Collected data =>
• • • • • • •

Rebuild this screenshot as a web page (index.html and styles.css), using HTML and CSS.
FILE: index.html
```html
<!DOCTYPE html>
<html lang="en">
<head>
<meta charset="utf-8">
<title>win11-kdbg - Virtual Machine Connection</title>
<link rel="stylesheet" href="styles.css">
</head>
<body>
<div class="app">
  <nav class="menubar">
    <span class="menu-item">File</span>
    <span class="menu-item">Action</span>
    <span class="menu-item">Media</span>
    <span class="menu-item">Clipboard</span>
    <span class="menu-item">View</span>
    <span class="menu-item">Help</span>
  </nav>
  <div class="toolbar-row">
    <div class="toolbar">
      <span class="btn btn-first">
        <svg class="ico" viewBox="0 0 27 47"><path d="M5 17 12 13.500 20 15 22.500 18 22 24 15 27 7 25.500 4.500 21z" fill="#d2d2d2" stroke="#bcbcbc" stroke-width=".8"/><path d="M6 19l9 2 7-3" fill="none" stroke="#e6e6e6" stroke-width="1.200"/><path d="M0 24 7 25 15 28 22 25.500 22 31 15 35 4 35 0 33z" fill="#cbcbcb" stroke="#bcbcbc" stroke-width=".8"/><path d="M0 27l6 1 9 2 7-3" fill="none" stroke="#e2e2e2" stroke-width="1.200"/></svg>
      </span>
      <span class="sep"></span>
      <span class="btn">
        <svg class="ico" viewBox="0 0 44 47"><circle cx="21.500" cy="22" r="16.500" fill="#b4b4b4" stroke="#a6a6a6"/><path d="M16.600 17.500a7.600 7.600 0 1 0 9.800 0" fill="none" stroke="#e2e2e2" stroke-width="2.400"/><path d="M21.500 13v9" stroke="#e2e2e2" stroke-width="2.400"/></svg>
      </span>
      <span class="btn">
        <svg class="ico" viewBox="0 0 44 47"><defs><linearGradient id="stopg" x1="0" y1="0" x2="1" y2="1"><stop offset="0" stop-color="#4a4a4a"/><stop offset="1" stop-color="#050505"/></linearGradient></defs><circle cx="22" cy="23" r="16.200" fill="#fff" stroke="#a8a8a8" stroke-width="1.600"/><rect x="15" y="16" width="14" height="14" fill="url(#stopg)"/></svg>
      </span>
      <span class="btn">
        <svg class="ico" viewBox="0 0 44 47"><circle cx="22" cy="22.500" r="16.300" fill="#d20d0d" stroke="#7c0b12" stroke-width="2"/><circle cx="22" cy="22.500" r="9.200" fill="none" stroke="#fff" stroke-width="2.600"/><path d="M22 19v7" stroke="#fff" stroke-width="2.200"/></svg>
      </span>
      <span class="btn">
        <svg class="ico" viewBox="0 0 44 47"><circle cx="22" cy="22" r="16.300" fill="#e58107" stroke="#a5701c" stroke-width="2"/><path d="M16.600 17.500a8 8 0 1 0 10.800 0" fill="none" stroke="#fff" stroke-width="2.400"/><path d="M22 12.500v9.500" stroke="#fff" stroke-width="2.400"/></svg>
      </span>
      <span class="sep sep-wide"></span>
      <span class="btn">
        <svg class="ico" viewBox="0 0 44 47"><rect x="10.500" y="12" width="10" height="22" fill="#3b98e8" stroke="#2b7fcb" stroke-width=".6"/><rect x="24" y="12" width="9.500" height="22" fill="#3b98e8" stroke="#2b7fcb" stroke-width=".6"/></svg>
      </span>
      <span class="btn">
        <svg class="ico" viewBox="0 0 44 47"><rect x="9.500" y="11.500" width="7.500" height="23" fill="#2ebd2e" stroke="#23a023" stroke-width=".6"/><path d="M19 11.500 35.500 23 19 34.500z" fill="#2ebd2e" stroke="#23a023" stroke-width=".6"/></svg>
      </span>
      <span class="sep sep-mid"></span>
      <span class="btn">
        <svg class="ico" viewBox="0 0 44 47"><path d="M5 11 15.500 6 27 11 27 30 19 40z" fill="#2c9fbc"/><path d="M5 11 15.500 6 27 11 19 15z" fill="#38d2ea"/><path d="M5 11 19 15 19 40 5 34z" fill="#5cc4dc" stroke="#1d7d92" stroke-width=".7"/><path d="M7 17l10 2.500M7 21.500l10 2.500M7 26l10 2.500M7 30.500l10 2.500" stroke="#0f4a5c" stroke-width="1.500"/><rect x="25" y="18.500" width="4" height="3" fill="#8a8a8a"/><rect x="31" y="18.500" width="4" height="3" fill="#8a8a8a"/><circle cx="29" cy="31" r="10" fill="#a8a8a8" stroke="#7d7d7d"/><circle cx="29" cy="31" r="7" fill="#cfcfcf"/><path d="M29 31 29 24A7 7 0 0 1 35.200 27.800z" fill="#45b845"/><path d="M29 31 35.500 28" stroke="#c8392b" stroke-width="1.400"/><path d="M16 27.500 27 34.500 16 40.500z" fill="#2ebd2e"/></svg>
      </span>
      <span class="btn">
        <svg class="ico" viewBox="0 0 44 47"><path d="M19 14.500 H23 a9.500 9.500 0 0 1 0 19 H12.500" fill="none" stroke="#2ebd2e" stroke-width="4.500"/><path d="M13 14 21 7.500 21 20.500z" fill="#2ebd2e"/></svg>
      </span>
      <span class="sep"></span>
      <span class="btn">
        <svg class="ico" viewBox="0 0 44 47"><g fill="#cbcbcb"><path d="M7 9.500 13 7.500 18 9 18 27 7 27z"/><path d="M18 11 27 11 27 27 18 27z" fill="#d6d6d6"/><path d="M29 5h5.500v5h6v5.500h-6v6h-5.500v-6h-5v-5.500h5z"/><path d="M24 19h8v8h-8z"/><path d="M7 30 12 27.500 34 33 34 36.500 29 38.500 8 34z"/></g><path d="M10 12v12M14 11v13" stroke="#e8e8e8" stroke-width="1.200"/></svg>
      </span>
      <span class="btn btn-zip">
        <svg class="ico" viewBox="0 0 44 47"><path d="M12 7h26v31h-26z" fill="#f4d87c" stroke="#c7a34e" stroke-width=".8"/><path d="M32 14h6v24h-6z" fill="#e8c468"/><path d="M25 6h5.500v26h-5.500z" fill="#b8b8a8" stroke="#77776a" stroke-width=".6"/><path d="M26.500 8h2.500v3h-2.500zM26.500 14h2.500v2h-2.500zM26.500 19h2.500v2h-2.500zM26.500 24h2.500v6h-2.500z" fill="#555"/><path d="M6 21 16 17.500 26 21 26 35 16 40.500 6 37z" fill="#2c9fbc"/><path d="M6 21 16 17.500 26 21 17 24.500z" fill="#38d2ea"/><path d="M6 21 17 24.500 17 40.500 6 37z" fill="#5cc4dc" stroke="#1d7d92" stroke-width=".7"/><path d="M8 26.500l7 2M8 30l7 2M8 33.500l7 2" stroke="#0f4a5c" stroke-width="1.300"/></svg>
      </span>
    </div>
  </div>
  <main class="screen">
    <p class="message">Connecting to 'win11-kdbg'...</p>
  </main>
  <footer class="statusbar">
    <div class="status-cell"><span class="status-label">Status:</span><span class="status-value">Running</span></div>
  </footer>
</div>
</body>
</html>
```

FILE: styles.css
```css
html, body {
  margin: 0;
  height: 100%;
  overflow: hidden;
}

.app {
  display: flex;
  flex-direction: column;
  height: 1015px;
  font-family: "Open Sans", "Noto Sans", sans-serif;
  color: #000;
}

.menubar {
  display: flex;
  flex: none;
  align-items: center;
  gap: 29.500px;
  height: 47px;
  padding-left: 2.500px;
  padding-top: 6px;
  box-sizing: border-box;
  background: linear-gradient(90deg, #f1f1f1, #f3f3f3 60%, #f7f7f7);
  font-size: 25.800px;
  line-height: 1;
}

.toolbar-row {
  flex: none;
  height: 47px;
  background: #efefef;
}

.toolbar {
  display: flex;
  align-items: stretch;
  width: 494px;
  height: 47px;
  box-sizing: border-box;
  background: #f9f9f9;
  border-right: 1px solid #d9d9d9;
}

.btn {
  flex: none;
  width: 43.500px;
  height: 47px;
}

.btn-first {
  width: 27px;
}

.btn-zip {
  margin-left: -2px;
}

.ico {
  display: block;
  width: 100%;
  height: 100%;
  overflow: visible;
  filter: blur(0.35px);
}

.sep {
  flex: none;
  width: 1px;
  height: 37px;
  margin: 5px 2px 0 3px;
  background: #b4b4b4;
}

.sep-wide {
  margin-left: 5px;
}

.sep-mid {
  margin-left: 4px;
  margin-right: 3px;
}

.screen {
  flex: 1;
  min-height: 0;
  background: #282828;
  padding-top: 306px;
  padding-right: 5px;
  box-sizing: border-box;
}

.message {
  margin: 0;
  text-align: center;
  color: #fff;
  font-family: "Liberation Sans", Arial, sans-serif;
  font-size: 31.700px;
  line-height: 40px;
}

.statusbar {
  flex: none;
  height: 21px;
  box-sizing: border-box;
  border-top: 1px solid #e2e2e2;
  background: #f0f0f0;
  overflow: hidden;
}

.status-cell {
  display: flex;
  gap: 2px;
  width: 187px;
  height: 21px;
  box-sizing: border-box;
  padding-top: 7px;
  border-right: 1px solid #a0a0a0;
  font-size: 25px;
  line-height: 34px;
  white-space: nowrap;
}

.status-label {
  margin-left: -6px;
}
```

• • • • • • •

Check every line of the data above for the string "styles", and copy those that have it.

In response =>
Rebuild this screenshot as a web page (index.html and styles.css), using HTML and CSS.
<link rel="stylesheet" href="styles.css">
FILE: styles.css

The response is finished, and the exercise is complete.